The Real Downside of Sleep Deprivation

Life keeps us pretty busy, sometimes a little too busy. We forget to eat, we forget to stop and appreciate certain moments and sometimes we forget to sleep.  The term “there just aren’t enough hours in the day” sometimes gets the best of us as we find ourselves pulling all-nighters to get things done.  Losing an hour of sleep here or there isn’t a huge deal, but over time these lost hours can build up.   If a lack of sleep becomes your state of normalcy sleep deprivation could be brewing.

After a few days of insufficient sleep, our thoughts can become hazy, a short temper can become the norm and, in extreme cases, we can experience hallucinations.

There are a million reasons why we can become sleep deprived, stretching the entire gamut of emotions.  Sleep deprivation can be caused by extreme happiness, extreme sadness, confusion, anxiety and even fear.
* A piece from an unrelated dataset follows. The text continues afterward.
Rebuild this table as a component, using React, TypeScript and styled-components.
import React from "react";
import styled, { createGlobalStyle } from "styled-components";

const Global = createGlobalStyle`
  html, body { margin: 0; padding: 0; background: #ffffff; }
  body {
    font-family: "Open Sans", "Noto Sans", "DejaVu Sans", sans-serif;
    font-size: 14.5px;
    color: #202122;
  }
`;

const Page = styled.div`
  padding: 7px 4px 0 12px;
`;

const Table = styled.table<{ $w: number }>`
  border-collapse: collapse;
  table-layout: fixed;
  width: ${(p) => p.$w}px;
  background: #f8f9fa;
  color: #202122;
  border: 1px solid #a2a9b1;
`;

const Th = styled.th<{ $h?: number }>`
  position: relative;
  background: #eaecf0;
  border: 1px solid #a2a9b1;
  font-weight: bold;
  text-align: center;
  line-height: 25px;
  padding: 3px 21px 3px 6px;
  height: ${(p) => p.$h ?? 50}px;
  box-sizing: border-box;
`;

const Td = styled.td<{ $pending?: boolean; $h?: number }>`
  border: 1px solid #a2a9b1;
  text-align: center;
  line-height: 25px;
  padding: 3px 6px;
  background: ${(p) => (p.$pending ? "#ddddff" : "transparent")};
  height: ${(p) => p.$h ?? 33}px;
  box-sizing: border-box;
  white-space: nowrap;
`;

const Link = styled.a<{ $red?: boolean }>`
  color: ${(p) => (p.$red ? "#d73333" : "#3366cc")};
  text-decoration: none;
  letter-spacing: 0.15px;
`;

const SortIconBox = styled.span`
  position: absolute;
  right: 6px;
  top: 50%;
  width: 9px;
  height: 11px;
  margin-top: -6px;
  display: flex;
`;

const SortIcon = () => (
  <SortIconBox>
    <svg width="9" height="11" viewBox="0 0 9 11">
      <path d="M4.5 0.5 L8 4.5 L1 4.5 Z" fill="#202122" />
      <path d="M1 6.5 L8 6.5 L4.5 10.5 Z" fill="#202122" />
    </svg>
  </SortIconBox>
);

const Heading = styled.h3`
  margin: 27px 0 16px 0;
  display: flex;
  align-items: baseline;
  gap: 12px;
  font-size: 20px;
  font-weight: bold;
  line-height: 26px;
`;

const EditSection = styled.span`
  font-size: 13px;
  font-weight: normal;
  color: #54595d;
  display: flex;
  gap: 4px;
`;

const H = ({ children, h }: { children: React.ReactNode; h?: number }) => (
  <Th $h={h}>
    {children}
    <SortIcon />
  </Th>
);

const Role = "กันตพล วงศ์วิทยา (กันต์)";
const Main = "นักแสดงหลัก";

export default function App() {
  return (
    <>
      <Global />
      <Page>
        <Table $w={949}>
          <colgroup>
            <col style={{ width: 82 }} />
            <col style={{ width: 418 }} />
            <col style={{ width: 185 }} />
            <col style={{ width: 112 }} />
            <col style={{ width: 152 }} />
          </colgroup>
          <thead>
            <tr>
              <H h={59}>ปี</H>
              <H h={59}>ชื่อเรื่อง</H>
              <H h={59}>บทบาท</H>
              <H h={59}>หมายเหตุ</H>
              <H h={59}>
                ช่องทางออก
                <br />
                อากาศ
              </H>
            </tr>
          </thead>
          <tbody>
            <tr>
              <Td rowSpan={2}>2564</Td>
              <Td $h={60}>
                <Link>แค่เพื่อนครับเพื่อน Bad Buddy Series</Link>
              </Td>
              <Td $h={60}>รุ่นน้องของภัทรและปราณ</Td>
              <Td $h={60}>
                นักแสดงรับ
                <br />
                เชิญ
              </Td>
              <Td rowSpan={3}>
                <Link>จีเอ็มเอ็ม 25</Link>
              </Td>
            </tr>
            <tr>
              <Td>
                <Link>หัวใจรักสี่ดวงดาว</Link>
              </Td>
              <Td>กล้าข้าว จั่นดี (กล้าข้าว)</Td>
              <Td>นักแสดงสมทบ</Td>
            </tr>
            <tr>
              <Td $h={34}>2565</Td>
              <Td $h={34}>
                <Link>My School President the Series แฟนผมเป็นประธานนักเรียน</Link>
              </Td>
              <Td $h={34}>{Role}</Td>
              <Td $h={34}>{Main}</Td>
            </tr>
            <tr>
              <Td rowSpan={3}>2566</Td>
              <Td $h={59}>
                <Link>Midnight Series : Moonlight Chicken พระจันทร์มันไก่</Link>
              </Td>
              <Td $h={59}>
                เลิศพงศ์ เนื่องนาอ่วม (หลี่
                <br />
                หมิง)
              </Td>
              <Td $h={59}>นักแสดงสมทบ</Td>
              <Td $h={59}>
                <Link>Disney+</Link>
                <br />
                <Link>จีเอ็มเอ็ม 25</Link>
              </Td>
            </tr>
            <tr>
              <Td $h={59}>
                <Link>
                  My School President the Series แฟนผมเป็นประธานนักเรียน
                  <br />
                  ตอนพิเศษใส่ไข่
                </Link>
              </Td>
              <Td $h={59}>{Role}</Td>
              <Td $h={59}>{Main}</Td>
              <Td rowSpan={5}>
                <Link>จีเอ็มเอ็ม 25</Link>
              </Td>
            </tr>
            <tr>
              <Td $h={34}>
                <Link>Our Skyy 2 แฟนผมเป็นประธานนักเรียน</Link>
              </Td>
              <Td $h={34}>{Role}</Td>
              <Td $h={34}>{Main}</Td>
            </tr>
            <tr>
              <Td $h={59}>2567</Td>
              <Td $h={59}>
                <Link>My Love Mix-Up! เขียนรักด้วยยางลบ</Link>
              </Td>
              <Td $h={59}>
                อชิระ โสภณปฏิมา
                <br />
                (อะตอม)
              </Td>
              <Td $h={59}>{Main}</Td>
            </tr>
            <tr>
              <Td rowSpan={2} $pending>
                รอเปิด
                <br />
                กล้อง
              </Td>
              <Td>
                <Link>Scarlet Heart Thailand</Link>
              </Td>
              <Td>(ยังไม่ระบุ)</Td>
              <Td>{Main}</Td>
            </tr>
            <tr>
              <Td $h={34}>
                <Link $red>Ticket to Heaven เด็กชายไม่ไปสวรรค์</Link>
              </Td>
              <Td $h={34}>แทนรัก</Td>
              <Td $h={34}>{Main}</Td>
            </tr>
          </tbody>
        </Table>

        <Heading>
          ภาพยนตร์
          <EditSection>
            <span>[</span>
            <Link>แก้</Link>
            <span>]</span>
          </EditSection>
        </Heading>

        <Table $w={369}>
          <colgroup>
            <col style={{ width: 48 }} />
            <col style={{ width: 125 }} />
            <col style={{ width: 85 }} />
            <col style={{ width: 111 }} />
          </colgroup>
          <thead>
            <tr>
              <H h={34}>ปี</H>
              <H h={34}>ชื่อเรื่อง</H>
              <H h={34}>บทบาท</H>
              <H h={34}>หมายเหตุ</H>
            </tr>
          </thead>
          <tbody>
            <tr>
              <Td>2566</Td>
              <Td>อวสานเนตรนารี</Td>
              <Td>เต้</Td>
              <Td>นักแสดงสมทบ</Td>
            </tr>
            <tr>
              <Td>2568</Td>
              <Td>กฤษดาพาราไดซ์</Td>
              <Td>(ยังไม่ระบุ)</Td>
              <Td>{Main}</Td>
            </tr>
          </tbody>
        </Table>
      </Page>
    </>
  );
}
Running short on sleep can actually cause our stress threshold to lower.  This is kind of a double-edged sword because stress can cause sleep deprivation and sleep deprivation can cause stress.    If you’re experiencing poor memory, you may be sleep deprived.  Research actually indicates a direct relationship between sleep and memory, due to the fact that sleep facilitates connections between nerve cells.  The less sleep that occurs, the less connections form.

Other strong indicators of sleep deprivation are an inability to concentrate and an increase in appetite.  A lack of sleep can make it almost impossible for a person to control their food cravings.  The inability to concentrate actually makes this worse.

Someone experiencing sleep deprivation also tends to experience poor decision-making.  The brain is actually strained when it is deprived of sleep causing certain parts of the brain to strain even more to function.  Researchers partially believe that REM sleep helps our brain process information gained throughout the day.

If you believe you are sleep deprived, the best thing to do is seek help from a trained professional.  This does not necessarily mean medication either.  Counseling, deep breathing exercises and even cognitive therapy can help in these situations.